> [AIM OF THE EXERCISE]
Records follow. Copy every line with "screenshot".
— Begin AVAILABLE RECORDS —
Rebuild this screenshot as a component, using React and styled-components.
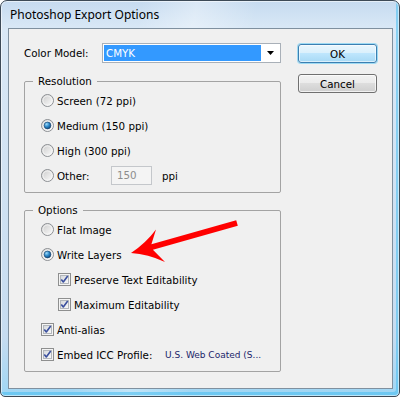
— End AVAILABLE RECORDS —
— Begin AVAILABLE RECORDS —
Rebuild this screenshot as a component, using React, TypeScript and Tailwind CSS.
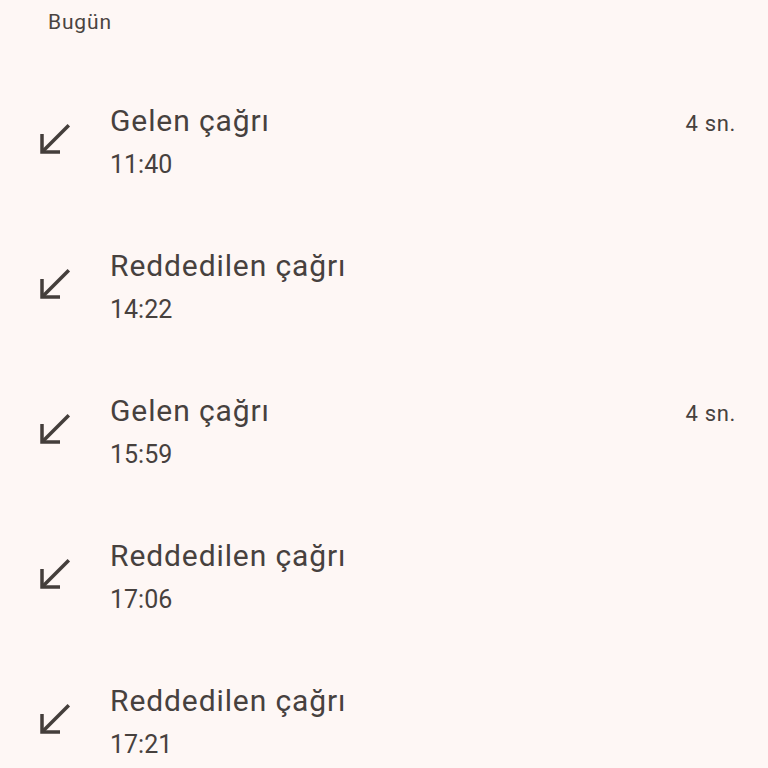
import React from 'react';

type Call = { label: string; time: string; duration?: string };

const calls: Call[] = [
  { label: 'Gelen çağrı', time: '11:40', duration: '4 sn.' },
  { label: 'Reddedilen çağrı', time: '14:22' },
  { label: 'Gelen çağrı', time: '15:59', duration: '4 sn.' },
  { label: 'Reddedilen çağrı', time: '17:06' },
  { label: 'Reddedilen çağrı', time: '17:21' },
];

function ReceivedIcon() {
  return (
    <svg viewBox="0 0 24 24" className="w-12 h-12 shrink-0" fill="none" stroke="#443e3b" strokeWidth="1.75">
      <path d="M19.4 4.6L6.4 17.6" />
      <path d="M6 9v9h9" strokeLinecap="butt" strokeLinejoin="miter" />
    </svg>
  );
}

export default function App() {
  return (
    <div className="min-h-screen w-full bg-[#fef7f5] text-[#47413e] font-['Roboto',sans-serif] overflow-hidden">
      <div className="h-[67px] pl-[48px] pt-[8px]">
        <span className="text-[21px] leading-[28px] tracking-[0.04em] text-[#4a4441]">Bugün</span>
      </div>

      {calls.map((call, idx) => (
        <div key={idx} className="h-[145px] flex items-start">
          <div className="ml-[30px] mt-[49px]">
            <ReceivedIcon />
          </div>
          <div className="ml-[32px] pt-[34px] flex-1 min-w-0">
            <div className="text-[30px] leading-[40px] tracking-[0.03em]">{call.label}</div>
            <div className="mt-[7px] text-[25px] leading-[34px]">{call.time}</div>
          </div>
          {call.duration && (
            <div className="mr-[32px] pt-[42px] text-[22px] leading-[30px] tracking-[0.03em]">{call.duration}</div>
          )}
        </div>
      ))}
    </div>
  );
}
— End AVAILABLE RECORDS —
> [WRITTEN SOLUTION]
Rebuild this screenshot as a component, using React and styled-components.
Rebuild this screenshot as a component, using React, TypeScript and Tailwind CSS.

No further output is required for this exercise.